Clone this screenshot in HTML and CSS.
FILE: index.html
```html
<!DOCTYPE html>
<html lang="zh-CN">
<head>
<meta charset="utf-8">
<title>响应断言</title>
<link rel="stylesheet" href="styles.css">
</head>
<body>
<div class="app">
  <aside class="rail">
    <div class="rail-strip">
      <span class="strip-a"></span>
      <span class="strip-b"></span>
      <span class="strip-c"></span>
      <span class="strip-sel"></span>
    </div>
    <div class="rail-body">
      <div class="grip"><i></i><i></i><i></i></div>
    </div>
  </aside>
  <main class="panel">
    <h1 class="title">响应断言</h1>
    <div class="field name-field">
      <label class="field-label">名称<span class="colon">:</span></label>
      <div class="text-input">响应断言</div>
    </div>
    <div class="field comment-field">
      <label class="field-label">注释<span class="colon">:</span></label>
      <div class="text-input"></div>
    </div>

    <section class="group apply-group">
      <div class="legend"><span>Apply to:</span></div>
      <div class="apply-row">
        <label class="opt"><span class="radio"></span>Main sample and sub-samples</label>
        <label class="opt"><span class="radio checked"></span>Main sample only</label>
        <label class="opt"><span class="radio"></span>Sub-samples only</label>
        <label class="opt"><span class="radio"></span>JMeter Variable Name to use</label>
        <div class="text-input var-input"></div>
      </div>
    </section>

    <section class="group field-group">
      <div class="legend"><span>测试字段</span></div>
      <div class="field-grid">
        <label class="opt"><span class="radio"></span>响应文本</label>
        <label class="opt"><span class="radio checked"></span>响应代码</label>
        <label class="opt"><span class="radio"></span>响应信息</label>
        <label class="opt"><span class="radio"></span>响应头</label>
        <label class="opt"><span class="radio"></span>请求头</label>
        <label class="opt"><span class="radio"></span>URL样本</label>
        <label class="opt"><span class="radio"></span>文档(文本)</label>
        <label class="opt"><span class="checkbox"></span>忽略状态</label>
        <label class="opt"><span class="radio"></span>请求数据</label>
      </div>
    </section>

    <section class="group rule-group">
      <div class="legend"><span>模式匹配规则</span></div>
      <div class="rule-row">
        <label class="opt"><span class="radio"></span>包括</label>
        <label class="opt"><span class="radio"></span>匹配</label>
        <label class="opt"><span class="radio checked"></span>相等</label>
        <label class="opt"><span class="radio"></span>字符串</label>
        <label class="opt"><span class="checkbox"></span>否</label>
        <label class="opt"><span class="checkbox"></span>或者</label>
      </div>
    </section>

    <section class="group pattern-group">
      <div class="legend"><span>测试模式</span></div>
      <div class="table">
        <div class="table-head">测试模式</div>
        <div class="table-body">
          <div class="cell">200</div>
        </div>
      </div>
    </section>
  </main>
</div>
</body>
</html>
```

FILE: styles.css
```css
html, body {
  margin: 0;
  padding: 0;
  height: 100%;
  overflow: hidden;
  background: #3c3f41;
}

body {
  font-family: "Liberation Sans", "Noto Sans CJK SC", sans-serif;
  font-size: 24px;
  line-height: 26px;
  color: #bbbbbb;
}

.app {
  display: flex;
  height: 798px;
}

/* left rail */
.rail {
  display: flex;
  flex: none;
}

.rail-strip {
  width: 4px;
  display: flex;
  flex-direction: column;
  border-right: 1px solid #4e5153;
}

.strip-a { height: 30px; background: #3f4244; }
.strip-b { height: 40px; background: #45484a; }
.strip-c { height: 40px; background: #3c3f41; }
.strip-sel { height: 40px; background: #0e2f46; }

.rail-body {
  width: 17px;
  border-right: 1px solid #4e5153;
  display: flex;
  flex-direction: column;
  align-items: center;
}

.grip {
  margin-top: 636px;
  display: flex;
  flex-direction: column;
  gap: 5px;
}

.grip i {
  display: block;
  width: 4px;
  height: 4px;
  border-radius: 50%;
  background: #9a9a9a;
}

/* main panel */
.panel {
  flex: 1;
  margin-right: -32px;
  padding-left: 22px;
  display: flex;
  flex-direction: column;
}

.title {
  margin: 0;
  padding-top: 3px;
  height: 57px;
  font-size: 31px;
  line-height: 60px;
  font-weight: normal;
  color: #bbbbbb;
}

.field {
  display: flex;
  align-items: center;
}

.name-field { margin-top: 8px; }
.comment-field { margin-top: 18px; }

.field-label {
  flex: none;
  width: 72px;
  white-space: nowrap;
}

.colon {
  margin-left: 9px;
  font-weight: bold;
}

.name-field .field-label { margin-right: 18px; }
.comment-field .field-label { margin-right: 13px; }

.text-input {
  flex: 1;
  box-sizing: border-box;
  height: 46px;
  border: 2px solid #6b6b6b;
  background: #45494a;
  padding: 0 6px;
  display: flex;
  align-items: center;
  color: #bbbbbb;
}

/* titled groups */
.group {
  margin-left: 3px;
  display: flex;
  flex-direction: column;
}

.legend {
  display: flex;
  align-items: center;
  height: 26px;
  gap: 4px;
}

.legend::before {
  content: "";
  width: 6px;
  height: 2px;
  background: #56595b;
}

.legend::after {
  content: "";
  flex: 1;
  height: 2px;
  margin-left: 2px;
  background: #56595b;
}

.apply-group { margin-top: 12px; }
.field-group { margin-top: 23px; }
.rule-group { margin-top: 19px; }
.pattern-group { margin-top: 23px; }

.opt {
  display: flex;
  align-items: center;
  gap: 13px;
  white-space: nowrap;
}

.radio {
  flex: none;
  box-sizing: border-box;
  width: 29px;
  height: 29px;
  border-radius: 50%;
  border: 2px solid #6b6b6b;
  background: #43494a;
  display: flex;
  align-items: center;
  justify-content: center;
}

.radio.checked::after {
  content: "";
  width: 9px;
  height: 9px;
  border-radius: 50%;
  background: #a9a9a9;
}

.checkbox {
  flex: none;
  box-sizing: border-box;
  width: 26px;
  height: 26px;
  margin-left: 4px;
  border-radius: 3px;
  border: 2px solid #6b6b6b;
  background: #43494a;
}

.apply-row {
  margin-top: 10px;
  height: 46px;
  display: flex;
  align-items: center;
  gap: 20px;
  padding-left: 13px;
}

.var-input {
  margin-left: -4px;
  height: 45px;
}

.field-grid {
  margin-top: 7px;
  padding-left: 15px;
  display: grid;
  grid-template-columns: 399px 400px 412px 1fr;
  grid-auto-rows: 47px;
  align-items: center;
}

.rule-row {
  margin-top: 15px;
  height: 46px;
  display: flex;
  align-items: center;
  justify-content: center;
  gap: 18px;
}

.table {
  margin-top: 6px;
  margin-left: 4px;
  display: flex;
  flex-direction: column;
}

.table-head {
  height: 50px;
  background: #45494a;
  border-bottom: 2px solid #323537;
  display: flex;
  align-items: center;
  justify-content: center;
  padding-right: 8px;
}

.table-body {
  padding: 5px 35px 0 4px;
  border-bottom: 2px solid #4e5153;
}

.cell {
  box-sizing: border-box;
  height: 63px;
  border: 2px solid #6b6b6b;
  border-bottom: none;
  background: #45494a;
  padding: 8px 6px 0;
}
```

▸ **EXERCISE DESCRIPTION**:
Copy all of the data exactly.

▸ **ANSWER TO THE EXERCISE**:
Clone this screenshot in HTML and CSS.
FILE: index.html
```html
<!DOCTYPE html>
<html lang="zh-CN">
<head>
<meta charset="utf-8">
<title>响应断言</title>
<link rel="stylesheet" href="styles.css">
</head>
<body>
<div class="app">
  <aside class="rail">
    <div class="rail-strip">
      <span class="strip-a"></span>
      <span class="strip-b"></span>
      <span class="strip-c"></span>
      <span class="strip-sel"></span>
    </div>
    <div class="rail-body">
      <div class="grip"><i></i><i></i><i></i></div>
    </div>
  </aside>
  <main class="panel">
    <h1 class="title">响应断言</h1>
    <div class="field name-field">
      <label class="field-label">名称<span class="colon">:</span></label>
      <div class="text-input">响应断言</div>
    </div>
    <div class="field comment-field">
      <label class="field-label">注释<span class="colon">:</span></label>
      <div class="text-input"></div>
    </div>

    <section class="group apply-group">
      <div class="legend"><span>Apply to:</span></div>
      <div class="apply-row">
        <label class="opt"><span class="radio"></span>Main sample and sub-samples</label>
        <label class="opt"><span class="radio checked"></span>Main sample only</label>
        <label class="opt"><span class="radio"></span>Sub-samples only</label>
        <label class="opt"><span class="radio"></span>JMeter Variable Name to use</label>
        <div class="text-input var-input"></div>
      </div>
    </section>

    <section class="group field-group">
      <div class="legend"><span>测试字段</span></div>
      <div class="field-grid">
        <label class="opt"><span class="radio"></span>响应文本</label>
        <label class="opt"><span class="radio checked"></span>响应代码</label>
        <label class="opt"><span class="radio"></span>响应信息</label>
        <label class="opt"><span class="radio"></span>响应头</label>
        <label class="opt"><span class="radio"></span>请求头</label>
        <label class="opt"><span class="radio"></span>URL样本</label>
        <label class="opt"><span class="radio"></span>文档(文本)</label>
        <label class="opt"><span class="checkbox"></span>忽略状态</label>
        <label class="opt"><span class="radio"></span>请求数据</label>
      </div>
    </section>

    <section class="group rule-group">
      <div class="legend"><span>模式匹配规则</span></div>
      <div class="rule-row">
        <label class="opt"><span class="radio"></span>包括</label>
        <label class="opt"><span class="radio"></span>匹配</label>
        <label class="opt"><span class="radio checked"></span>相等</label>
        <label class="opt"><span class="radio"></span>字符串</label>
        <label class="opt"><span class="checkbox"></span>否</label>
        <label class="opt"><span class="checkbox"></span>或者</label>
      </div>
    </section>

    <section class="group pattern-group">
      <div class="legend"><span>测试模式</span></div>
      <div class="table">
        <div class="table-head">测试模式</div>
        <div class="table-body">
          <div class="cell">200</div>
        </div>
      </div>
    </section>
  </main>
</div>
</body>
</html>
```

FILE: styles.css
```css
html, body {
  margin: 0;
  padding: 0;
  height: 100%;
  overflow: hidden;
  background: #3c3f41;
}

body {
  font-family: "Liberation Sans", "Noto Sans CJK SC", sans-serif;
  font-size: 24px;
  line-height: 26px;
  color: #bbbbbb;
}

.app {
  display: flex;
  height: 798px;
}

/* left rail */
.rail {
  display: flex;
  flex: none;
}

.rail-strip {
  width: 4px;
  display: flex;
  flex-direction: column;
  border-right: 1px solid #4e5153;
}

.strip-a { height: 30px; background: #3f4244; }
.strip-b { height: 40px; background: #45484a; }
.strip-c { height: 40px; background: #3c3f41; }
.strip-sel { height: 40px; background: #0e2f46; }

.rail-body {
  width: 17px;
  border-right: 1px solid #4e5153;
  display: flex;
  flex-direction: column;
  align-items: center;
}

.grip {
  margin-top: 636px;
  display: flex;
  flex-direction: column;
  gap: 5px;
}

.grip i {
  display: block;
  width: 4px;
  height: 4px;
  border-radius: 50%;
  background: #9a9a9a;
}

/* main panel */
.panel {
  flex: 1;
  margin-right: -32px;
  padding-left: 22px;
  display: flex;
  flex-direction: column;
}

.title {
  margin: 0;
  padding-top: 3px;
  height: 57px;
  font-size: 31px;
  line-height: 60px;
  font-weight: normal;
  color: #bbbbbb;
}

.field {
  display: flex;
  align-items: center;
}

.name-field { margin-top: 8px; }
.comment-field { margin-top: 18px; }

.field-label {
  flex: none;
  width: 72px;
  white-space: nowrap;
}

.colon {
  margin-left: 9px;
  font-weight: bold;
}

.name-field .field-label { margin-right: 18px; }
.comment-field .field-label { margin-right: 13px; }

.text-input {
  flex: 1;
  box-sizing: border-box;
  height: 46px;
  border: 2px solid #6b6b6b;
  background: #45494a;
  padding: 0 6px;
  display: flex;
  align-items: center;
  color: #bbbbbb;
}

/* titled groups */
.group {
  margin-left: 3px;
  display: flex;
  flex-direction: column;
}

.legend {
  display: flex;
  align-items: center;
  height: 26px;
  gap: 4px;
}

.legend::before {
  content: "";
  width: 6px;
  height: 2px;
  background: #56595b;
}

.legend::after {
  content: "";
  flex: 1;
  height: 2px;
  margin-left: 2px;
  background: #56595b;
}

.apply-group { margin-top: 12px; }
.field-group { margin-top: 23px; }
.rule-group { margin-top: 19px; }
.pattern-group { margin-top: 23px; }

.opt {
  display: flex;
  align-items: center;
  gap: 13px;
  white-space: nowrap;
}

.radio {
  flex: none;
  box-sizing: border-box;
  width: 29px;
  height: 29px;
  border-radius: 50%;
  border: 2px solid #6b6b6b;
  background: #43494a;
  display: flex;
  align-items: center;
  justify-content: center;
}

.radio.checked::after {
  content: "";
  width: 9px;
  height: 9px;
  border-radius: 50%;
  background: #a9a9a9;
}

.checkbox {
  flex: none;
  box-sizing: border-box;
  width: 26px;
  height: 26px;
  margin-left: 4px;
  border-radius: 3px;
  border: 2px solid #6b6b6b;
  background: #43494a;
}

.apply-row {
  margin-top: 10px;
  height: 46px;
  display: flex;
  align-items: center;
  gap: 20px;
  padding-left: 13px;
}

.var-input {
  margin-left: -4px;
  height: 45px;
}

.field-grid {
  margin-top: 7px;
  padding-left: 15px;
  display: grid;
  grid-template-columns: 399px 400px 412px 1fr;
  grid-auto-rows: 47px;
  align-items: center;
}

.rule-row {
  margin-top: 15px;
  height: 46px;
  display: flex;
  align-items: center;
  justify-content: center;
  gap: 18px;
}

.table {
  margin-top: 6px;
  margin-left: 4px;
  display: flex;
  flex-direction: column;
}

.table-head {
  height: 50px;
  background: #45494a;
  border-bottom: 2px solid #323537;
  display: flex;
  align-items: center;
  justify-content: center;
  padding-right: 8px;
}

.table-body {
  padding: 5px 35px 0 4px;
  border-bottom: 2px solid #4e5153;
}

.cell {
  box-sizing: border-box;
  height: 63px;
  border: 2px solid #6b6b6b;
  border-bottom: none;
  background: #45494a;
  padding: 8px 6px 0;
}
```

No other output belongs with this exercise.